**Data shown**

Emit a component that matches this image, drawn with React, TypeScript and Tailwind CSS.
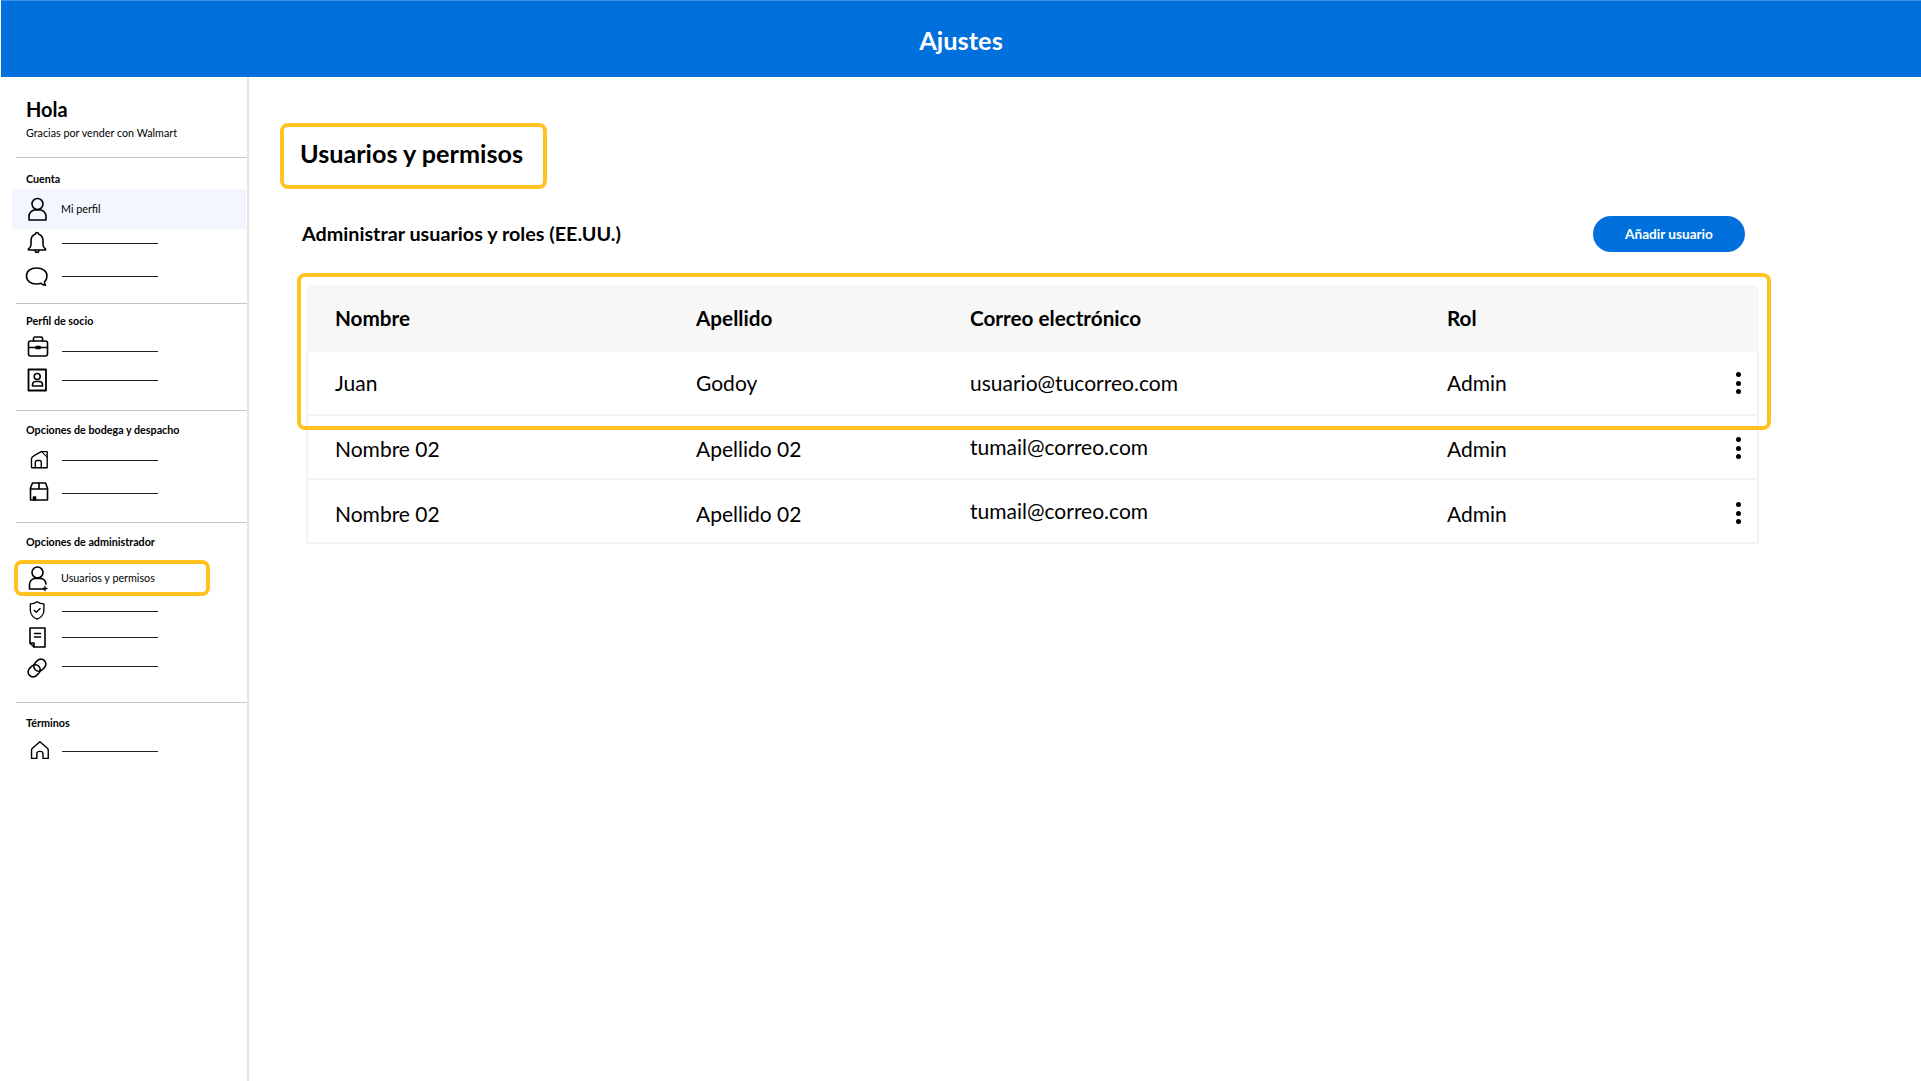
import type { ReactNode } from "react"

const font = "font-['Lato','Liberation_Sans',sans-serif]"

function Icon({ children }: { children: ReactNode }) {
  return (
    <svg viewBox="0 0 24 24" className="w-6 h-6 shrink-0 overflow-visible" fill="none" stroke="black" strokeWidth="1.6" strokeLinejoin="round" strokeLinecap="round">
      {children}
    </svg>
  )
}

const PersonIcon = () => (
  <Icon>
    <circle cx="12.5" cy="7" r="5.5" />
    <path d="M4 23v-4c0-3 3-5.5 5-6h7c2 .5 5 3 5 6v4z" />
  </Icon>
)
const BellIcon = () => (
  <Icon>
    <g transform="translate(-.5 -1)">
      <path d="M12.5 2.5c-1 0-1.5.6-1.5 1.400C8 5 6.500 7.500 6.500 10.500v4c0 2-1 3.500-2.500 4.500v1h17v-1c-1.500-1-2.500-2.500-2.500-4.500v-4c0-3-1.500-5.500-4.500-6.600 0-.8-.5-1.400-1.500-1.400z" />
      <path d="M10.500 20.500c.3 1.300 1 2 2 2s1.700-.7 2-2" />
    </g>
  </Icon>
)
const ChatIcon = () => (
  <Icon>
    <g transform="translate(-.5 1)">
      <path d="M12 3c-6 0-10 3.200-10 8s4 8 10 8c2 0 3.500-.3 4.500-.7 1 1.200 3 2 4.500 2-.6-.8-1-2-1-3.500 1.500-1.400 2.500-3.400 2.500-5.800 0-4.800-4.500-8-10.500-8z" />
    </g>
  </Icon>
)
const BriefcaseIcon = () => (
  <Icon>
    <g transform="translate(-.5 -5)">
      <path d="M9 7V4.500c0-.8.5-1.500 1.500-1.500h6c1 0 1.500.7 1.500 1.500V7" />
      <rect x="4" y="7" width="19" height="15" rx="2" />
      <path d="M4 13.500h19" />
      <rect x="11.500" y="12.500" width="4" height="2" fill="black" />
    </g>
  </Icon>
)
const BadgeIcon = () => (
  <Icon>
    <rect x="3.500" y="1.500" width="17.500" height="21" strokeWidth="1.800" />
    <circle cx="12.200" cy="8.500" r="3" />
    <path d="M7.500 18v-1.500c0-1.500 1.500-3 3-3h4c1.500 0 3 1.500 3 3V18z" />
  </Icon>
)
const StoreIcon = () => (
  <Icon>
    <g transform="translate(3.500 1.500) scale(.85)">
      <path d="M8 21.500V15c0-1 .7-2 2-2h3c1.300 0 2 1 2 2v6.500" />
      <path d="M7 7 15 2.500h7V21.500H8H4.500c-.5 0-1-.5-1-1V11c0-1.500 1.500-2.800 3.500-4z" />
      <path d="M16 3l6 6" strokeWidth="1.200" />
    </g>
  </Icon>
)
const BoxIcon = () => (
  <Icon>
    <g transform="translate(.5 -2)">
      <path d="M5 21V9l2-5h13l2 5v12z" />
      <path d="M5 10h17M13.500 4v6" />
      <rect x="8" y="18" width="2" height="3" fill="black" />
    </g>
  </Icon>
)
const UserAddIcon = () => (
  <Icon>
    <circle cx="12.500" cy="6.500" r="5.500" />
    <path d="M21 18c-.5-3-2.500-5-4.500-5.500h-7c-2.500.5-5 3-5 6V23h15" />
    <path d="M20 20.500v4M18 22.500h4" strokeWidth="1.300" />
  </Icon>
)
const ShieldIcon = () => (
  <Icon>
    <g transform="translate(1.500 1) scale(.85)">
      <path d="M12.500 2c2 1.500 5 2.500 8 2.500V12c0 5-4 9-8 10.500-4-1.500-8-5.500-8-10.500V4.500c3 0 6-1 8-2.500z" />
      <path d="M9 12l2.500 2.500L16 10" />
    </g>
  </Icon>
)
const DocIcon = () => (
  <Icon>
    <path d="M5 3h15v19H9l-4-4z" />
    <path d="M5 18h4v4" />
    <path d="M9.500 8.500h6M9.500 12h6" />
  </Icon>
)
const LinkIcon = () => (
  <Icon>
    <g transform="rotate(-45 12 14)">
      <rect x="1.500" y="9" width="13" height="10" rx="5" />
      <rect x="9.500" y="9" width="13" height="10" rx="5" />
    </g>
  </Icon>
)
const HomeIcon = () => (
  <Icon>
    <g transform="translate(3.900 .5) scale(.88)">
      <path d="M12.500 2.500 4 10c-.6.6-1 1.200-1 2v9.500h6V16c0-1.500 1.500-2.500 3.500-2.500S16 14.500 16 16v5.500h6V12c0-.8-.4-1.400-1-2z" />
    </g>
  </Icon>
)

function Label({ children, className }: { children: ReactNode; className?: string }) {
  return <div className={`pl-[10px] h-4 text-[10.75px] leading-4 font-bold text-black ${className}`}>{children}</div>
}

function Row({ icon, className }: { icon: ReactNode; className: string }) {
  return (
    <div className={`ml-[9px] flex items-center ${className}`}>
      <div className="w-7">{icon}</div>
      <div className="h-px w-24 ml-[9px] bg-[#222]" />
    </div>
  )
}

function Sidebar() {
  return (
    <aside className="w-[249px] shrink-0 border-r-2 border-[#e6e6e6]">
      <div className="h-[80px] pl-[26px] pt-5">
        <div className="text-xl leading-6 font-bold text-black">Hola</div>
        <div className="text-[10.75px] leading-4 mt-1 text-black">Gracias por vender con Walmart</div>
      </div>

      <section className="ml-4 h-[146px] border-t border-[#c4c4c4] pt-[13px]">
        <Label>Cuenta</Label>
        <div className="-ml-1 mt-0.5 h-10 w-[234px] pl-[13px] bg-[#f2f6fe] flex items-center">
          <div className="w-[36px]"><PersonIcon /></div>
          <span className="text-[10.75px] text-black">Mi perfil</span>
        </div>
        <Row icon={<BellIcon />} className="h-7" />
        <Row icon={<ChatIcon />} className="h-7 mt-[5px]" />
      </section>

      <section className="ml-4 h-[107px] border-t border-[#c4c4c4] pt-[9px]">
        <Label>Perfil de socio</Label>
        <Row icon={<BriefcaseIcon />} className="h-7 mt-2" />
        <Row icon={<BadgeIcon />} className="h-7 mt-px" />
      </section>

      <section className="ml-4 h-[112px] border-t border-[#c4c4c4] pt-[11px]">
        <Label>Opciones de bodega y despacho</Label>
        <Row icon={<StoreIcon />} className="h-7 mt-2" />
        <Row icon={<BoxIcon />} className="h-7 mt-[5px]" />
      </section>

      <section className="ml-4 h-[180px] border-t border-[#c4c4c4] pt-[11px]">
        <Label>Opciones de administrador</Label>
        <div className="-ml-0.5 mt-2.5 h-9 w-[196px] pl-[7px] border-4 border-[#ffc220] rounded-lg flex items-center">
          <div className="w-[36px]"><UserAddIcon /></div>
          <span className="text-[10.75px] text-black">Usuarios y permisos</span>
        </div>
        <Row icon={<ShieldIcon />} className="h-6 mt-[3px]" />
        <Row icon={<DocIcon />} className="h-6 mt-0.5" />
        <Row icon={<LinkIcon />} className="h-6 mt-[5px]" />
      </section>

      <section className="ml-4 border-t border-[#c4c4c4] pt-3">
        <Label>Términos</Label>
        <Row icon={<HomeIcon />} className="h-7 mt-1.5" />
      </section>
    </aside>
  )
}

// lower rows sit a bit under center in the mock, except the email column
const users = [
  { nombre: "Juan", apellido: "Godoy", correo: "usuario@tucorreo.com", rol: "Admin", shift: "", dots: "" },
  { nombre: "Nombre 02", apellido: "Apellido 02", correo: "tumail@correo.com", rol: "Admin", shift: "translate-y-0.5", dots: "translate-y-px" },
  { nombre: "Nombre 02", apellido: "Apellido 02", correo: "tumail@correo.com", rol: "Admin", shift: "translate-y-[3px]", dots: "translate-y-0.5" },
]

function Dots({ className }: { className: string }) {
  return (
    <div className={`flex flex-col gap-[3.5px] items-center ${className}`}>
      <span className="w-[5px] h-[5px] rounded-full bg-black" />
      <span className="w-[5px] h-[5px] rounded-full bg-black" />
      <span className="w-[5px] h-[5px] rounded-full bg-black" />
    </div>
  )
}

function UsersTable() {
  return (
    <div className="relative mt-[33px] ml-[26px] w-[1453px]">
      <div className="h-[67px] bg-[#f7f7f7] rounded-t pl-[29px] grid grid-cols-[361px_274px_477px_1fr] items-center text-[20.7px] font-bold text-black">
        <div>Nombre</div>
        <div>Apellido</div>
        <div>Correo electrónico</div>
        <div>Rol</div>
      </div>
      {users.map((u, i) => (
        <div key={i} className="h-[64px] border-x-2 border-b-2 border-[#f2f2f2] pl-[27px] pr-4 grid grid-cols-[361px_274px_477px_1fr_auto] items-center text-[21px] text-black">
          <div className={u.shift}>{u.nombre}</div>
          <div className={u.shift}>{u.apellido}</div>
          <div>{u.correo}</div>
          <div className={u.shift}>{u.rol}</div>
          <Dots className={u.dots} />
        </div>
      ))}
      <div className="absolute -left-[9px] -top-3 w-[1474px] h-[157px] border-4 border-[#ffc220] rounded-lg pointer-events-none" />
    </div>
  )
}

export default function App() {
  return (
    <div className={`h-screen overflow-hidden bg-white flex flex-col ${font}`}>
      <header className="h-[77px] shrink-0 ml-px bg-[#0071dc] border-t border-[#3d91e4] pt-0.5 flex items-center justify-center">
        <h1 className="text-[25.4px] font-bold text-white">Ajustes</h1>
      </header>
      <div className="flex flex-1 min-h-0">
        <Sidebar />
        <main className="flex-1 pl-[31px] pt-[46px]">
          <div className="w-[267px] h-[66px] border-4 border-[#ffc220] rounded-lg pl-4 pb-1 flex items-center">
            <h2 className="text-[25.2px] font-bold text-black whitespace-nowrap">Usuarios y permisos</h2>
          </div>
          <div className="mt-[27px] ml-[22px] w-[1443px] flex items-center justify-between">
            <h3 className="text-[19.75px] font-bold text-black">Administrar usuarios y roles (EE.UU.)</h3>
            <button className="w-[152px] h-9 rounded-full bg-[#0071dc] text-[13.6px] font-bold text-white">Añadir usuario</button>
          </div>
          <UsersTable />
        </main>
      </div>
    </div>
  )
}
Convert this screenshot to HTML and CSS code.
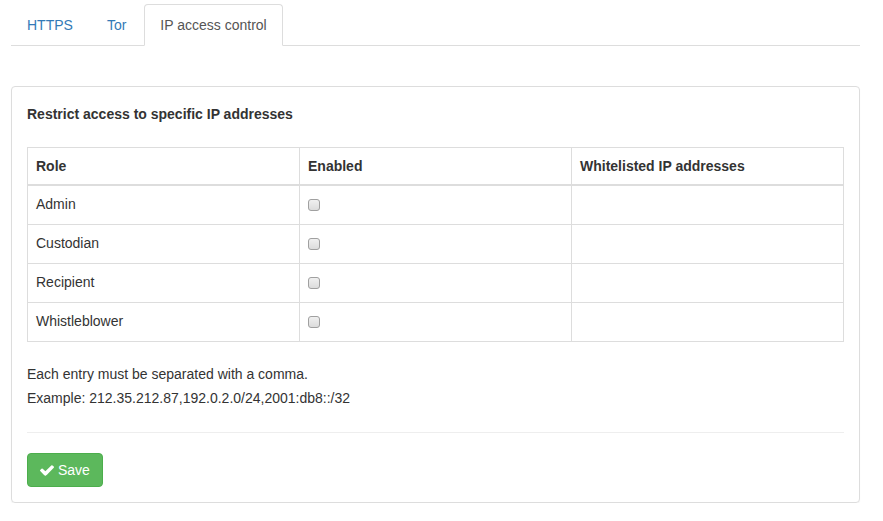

**Brief**
From the records above, pick out and copy each line holding the word "this".

**Task answer**
Emit a component that matches this image, drawn with React, TypeScript and Tailwind CSS.
Convert this screenshot to HTML and CSS code.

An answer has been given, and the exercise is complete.